One of the things we did this weekend was celebrate the two boys birthdays. Grandma and Grandpa M & J helped to flesh out our Imaginext connections. That kept the boys occupied all morning. Leading to the kitchen being rearranged this morning. I know the man of the house loved having to rediscover where the silverware got moved too. I just like to help keep his life interesting. :)
Then, after lunch. I put down the younger boy and sent the older son to the friends house mentioned earlier. Sorted the mountain of laundry that was on top of the day bed and started another load of clothes in the washer. Then, I carefully lifted the sheet that doubles as a dust ruffle from the side of the bed and started pulling out the various articles from beneath the bed. There were random rolls of wrapping paper, gift bags from the latest birthday party, Lego pieces, a couple of dusty socks. A box of sci-fi novels that are my uncles. I am sure a few of them could probably be classified as antiques. Maybe I will be making some Ebay postings after this.....
And then I found a box. It was marked with my name on it. It had about two inches of dust on the top; as did the rest of the things under the bed. I shoved some of the clutter away from me and then slowly opened the box.

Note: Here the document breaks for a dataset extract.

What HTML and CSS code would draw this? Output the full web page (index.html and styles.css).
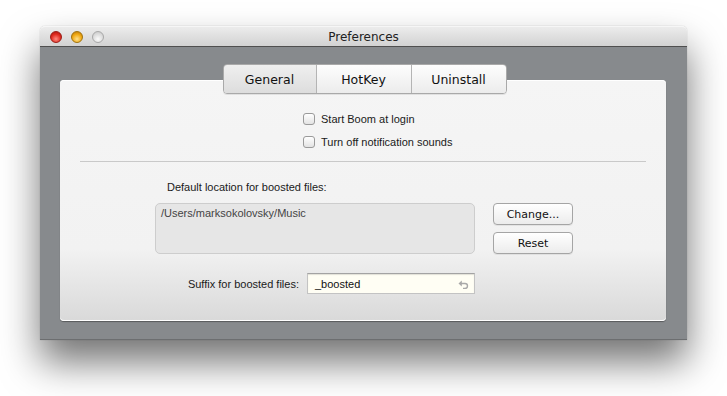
FILE: index.html
```html
<!DOCTYPE html>
<html>
  <head>
    <meta charset="utf-8" />
    <title>Preferences</title>
    <link rel="stylesheet" href="styles.css">
  </head>
  <body>
    <div class="window">
      <div class="titlebar">
        <div class="lights">
          <span class="light red"></span>
          <span class="light yellow"></span>
          <span class="light grey"></span>
        </div>
        <div class="title">Preferences</div>
      </div>

      <div class="content">
        <div class="tabs">
          <div class="tab selected">General</div>
          <div class="tab">HotKey</div>
          <div class="tab">Uninstall</div>
        </div>

        <div class="panel">
          <div class="checks">
            <label class="check"><span class="box"></span>Start Boom at login</label>
            <label class="check"><span class="box"></span>Turn off notification sounds</label>
          </div>

          <hr class="separator">

          <div class="location">
            <div class="location-label">Default location for boosted files:</div>
            <div class="location-row">
              <div class="path-box">/Users/marksokolovsky/Music</div>
              <div class="path-buttons">
                <button class="button">Change...</button>
                <button class="button">Reset</button>
              </div>
            </div>
          </div>

          <div class="suffix-row">
            <div class="suffix-label">Suffix for boosted files:</div>
            <div class="suffix-input">
              <span>_boosted</span>
              <svg class="undo" width="11" height="9" viewBox="0 0 11 9">
                <path d="M3 3.5 H7 A2.5 2.5 0 0 1 7 8.5 H5" fill="none" stroke="#a9a9a9" stroke-width="1.4"/>
                <path d="M0.5 3.5 L3.8 0.6 L3.8 6.4 Z" fill="#a9a9a9"/>
              </svg>
            </div>
          </div>
        </div>
      </div>
    </div>
  </body>
</html>
```

FILE: styles.css
```css
html, body {
  min-height: 100%;
}

body {
  margin: 0;
  min-height: 396px;
  padding-top: 26px;
  box-sizing: border-box;
  background: #ffffff;
  font-family: "Liberation Sans", Arial, sans-serif;
  color: #1a1a1a;
}

.window {
  margin-left: 40px;
  width: 647px;
  border-radius: 5px 5px 0 0;
  box-shadow: 0 22px 38px rgba(0, 0, 0, 0.55), 0 0 1px rgba(0, 0, 0, 0.35);
}

.titlebar {
  height: 21px;
  display: flex;
  align-items: center;
  position: relative;
  background: linear-gradient(#ececec, #d2d2d2);
  border-radius: 5px 5px 0 0;
  border-top: 1px solid #f6f6f6;
  border-bottom: 1px solid #4f4f4f;
  box-sizing: border-box;
}

.lights {
  display: flex;
  gap: 9px;
  margin-left: 10px;
}

.light {
  width: 12px;
  height: 12px;
  border-radius: 50%;
  box-sizing: border-box;
}

.red {
  background: radial-gradient(circle at 50% 70%, #ff8a80, #e02b20 55%, #a5120b);
  border: 1px solid #9b1c16;
}

.yellow {
  background: radial-gradient(circle at 50% 70%, #ffe08a, #f0a812 55%, #b4710a);
  border: 1px solid #a0720c;
}

.grey {
  background: radial-gradient(circle at 50% 70%, #fbfbfb, #dadada 60%, #c4c4c4);
  border: 1px solid #a8a8a8;
}

.title {
  position: absolute;
  left: 0;
  right: 0;
  text-align: center;
  font-family: "DejaVu Sans", sans-serif;
  font-size: 12px;
  color: #222;
  pointer-events: none;
}

.content {
  background: #878a8d;
  height: 293px;
  padding: 17px 21px 0 20px;
  box-sizing: border-box;
  display: flex;
  flex-direction: column;
  border-bottom: 1px solid #6c6e70;
}

.tabs {
  display: flex;
  align-self: center;
  margin-left: 3px;
  position: relative;
  z-index: 1;
  border: 1px solid #a9a9a9;
  border-radius: 4px;
  box-shadow: 0 1px 0 rgba(0, 0, 0, 0.08);
  overflow: hidden;
}

.tab {
  width: 94px;
  height: 28px;
  display: flex;
  align-items: center;
  justify-content: center;
  font-family: "DejaVu Sans", sans-serif;
  font-size: 12.5px;
  color: #111;
  background: linear-gradient(#fdfdfd, #ececec);
  border-left: 1px solid #b4b4b4;
}

.tab:first-child {
  border-left: none;
  width: 92px;
}

.tab.selected {
  background: linear-gradient(#efefef, #dddddd);
}

.panel {
  margin-top: -14px;
  height: 241px;
  box-sizing: border-box;
  padding: 30px 20px 0 20px;
  border-radius: 4px;
  background: linear-gradient(#f5f5f5 0%, #f2f2f2 70%, #d9d9d9 100%);
  box-shadow: 0 1px 0 #ffffff inset, 0 -1px 0 #ffffff inset, 0 1px 1px rgba(0, 0, 0, 0.35);
}

.checks {
  display: flex;
  flex-direction: column;
  align-items: flex-start;
  gap: 5px;
  margin-left: 223px;
}

.check {
  display: flex;
  align-items: center;
  height: 18px;
  font-size: 11px;
  color: #1a1a1a;
}

.box {
  width: 12px;
  height: 12px;
  margin-right: 6px;
  border: 1px solid #9a9a9a;
  border-radius: 3px;
  box-sizing: border-box;
  background: linear-gradient(#ffffff, #e3e3e3);
}

.separator {
  margin: 10px 0 0 0;
  border: none;
  border-top: 1px solid #c9c9c9;
}

.location {
  margin: 17px 0 0 75px;
}

.location-label {
  font-size: 11px;
  line-height: 16px;
  margin-left: 12px;
}

.location-row {
  display: flex;
  margin-top: 8px;
  gap: 18px;
}

.path-box {
  width: 320px;
  height: 51px;
  box-sizing: border-box;
  padding: 3px 5px;
  background: #e6e6e6;
  border: 1px solid #cdcdcd;
  border-radius: 5px;
  font-size: 11px;
  color: #444;
}

.path-buttons {
  display: flex;
  flex-direction: column;
  gap: 7px;
}

.button {
  width: 80px;
  height: 22px;
  padding: 0;
  font-family: "DejaVu Sans", sans-serif;
  font-size: 11px;
  color: #111;
  border: 1px solid #a5a5a5;
  border-radius: 4px;
  background: linear-gradient(#ffffff, #ececec);
  box-shadow: 0 1px 0 rgba(0, 0, 0, 0.06);
}

.suffix-row {
  display: flex;
  align-items: center;
  margin-top: 19px;
}

.suffix-label {
  width: 227px;
  text-align: right;
  font-size: 11px;
  padding-right: 8px;
  box-sizing: border-box;
}

.suffix-input {
  width: 168px;
  height: 21px;
  box-sizing: border-box;
  display: flex;
  align-items: center;
  justify-content: space-between;
  padding: 0 5px 0 7px;
  background: #fffef4;
  border: 1px solid #c3c3c3;
  border-top-color: #a3a3a3;
  box-shadow: 0 1px 1px rgba(0, 0, 0, 0.12) inset;
  font-size: 11px;
  color: #111;
}

.undo {
  margin-top: 2px;
}
```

Now, I don't consider my self a pack-rat. In fact, I would say I am more quick to get rid of something I think we don't need than I am to save something just in case. But when it comes to letters, or cards, or notes of encouragement. My desire for less clutter gets shut down faster than a drunken Disney character. I do occasionally go through my letter collection and prune out the ones that either I don't remember the person, or there is no sentimental value left in the card for me. Those two criteria usually go hand in hand. But some letters, no matter how old, will always stay in my collection.
For example, I found all the love letters that my darling husband sent to me while we were in college. They are such tender reminders of our early courtship. We were so young and idealistic than. Sigh, we were so naive back then. My eyes were watering as I read some of the little notes and remembered the excitement we had for each other at that time.
I also found a lot of birthday cards from the years. Most of the ones from my grandparents included notes about their lives at that time. Most of it didn't make sense then, nor do I know what it means now. But the words of love and encouragement helped shape me into who I am today. And especially the words of my maternal grandparents mean a lot to me as both have passed on to be with Jesus.
I found a lot of notes of encouragement. One didn't even have a name on it. But all of them encouraged me to stay strong in the Lord. To keep seeking God's direction in my life. To hold on to the promise that God would do great things in my life as I remained faithful to His word. Now, my much younger self had a very different idea of what "do great things in the Lord" meant than what I do now.
Previously, I thought that meant I would go on to work in Washington D.C. as a lobbyist for some Christian rights group. Now, I am a lobbyists for my two boys as I make sure they get the best social experiences possible. Previously, I thought I would go on to sing first soprano in a prestigious collegiate choir. Now, I just want to sing honest and open praises to God. It doesn't matter if anyone sees me or hears me. Previously, I wanted to be up front and out there for everybody to see the great things I was doing in God's name. Now, I just want to do what God would have me to do so Christ's name would be glorified.
It's all been a matter of perspective for me. In the past 25 years that have been a Christian, the Lord has taken me from a young, selfish little girl, to an adolescent more obsessed with what people thought of me than what God thought of me into a woman who desires to serve the Lord, however He wants me to do that.
I will close this long post with a quote I heard recently. I am not sure who originally said it, but here is my version: Thank God I am no longer who I once was, and I thank God that I am not yet who I will be.
Blessings to all of you as you continue towards who God will have you to be.